A reader, Laura, takes issue with my recent post exculpating the late President Bush from involvement in the Kennedy assassination. Upon reflection, I think she makes two very good points.
One is about the definition of evidence. Certainty is not required, it is true.
The second concerns a point I had scanted: the declassified Bush records make it clear that someone thought it important to brief George H. Bush about the Miami Cubans under investigation after JFK was killed. I should have noted this fact.
Who thought that Bush needed to know and why they thought he needed to know is an interesting and potentially important fact. I still don’t see what it tells us about the causes of the assassination but it is a salient point I should have mentioned. My conclusion was too sweeping. Thanks Laura.
Here’s Laura’s note:
Mr Morley— I agree with your evidence based approach and your refusal to engage in unwarranted speculation. However, your claim that there is no “evidence” (as you define the term) of any “connection” between GHWB and the JFK assassination is untenable.
First: where did you come up with your definition of “evidence?” You write, “I’m looking for evidence that meets the definition of the word: facts that indicate or prove something to a reasonable certainty.” No court of law that I’m aware of would impose “a reasonable certainty “ standard on evidence before being considered probative and admitted by the court. If courts did impose such a requirement, most circumstantial evidence cases could never be proven. You set the bar so high for “evidence” in the case of GHWB that nothing short of a confession, an eyewitness, or a smoking gun document will constitute “evidence” of a “connection.” Given the amount of time you have spent litigating in the federal courts, I assume you are aware of the federal standard for “evidence” and it has nothing to do with “certainty.”

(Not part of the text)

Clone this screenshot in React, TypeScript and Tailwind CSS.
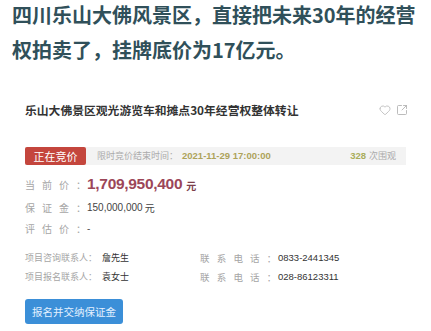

Second—In describing the FBI document of November 29, 1963, you focus only on the CIA’s duplicity in denying that the George Bush mentioned therein was, in fact, GHWB. I agree that the CIA’s lies about GHWB’s affiliation with the agency does not establish a connection between 41 and the JFK assassination. However, what does establish at least a “connection” is that one day after the assassination someone informed the FBI that GHWB needed to be briefed about interviews the FBI was conducting with Miami Cuban groups in connection with the assassination. What was GHWB’s connection to these groups — some members of which have been implicated in the assassination for decades?
The FBI’s decision to brief GHWB on these matters may not be evidence that he was complicit in the assassination, but it does “connect” him to groups of interest to the FBI and to assassination researchers for decades. Your ignoring the obvious implications of this memo is puzzling and inconsistent with critical thinking.